On May 17, 2022, Connecticut Governor Ned Lamont signed into law the so-called “captive audience” bill (Senate Bill 163), which prohibits employers from requiring their employees to (a) attend employer-sponsored meetings that have a primary purpose of communicating the employer’s opinion concerning religious or political matters, or (b) listen to speech or view communications that have a primary purpose of communicating the employer’s opinion regarding religious or political matters.  The law goes into effect on July 1, 2022.

The law expands Connecticut General Statutes § 31-51q, which statute already gives both public and private employees the right to sue their employer if the employer disciplines or fires the employee because of his or her exercise of free speech rights under both the First Amendment to the U.S. Constitution and the Connecticut Constitution. Such protected speech must be on a matter of “public concern” and must not substantially or materially interfere with the employee’s job performance or relationship with their employer.
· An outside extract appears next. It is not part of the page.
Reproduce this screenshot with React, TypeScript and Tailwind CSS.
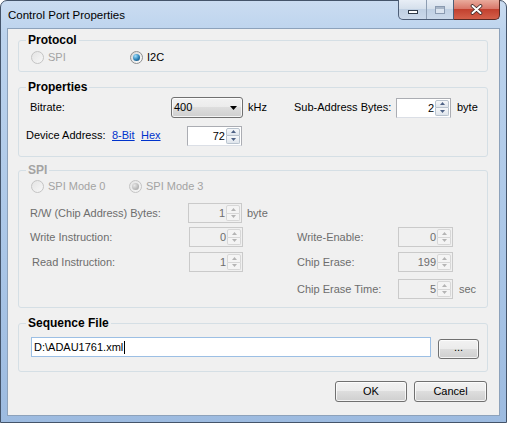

This new “captive audience” amendment to the statute goes further, prohibiting an employer from disciplining or discharging an employee for “refusing to (A) attend an employer-sponsored meeting with the employer or its agent, representative or designee, the primary purpose of which is to communicate the employer’s opinion concerning religious or political matters, or (B) listen to speech or view communications, the primary purpose of which is to communicate the employer’s opinion concerning religious or political matters.” Political matters might include a decision to join or support a political party or labor organization.

While the bill was championed by the state’s unions and largely seen as a measure to protect workers from employer intimidation during union organizing campaigns, the language of the law is not limited to the topic of unionization. Pro-business groups such as the Connecticut Business & Industry Association (CBIA) have deemed the controversial legislation to be an unconstitutional gag order on account of it being preempted by federal law under the National Labor Relations Act, reflecting an adversarial attitude toward Connecticut businesses in the way it dictates how employers interact with employees.

Among other concerns, employers should be aware that workers might use this new law to justify their refusal to participate in any meeting or training session—such as a session covering diversity, equity, and inclusion for instance—because it violates their political or religious beliefs. As the new law goes into effect, the attorneys at Murtha Cullina are ready to advise on this and other workplace speech issues.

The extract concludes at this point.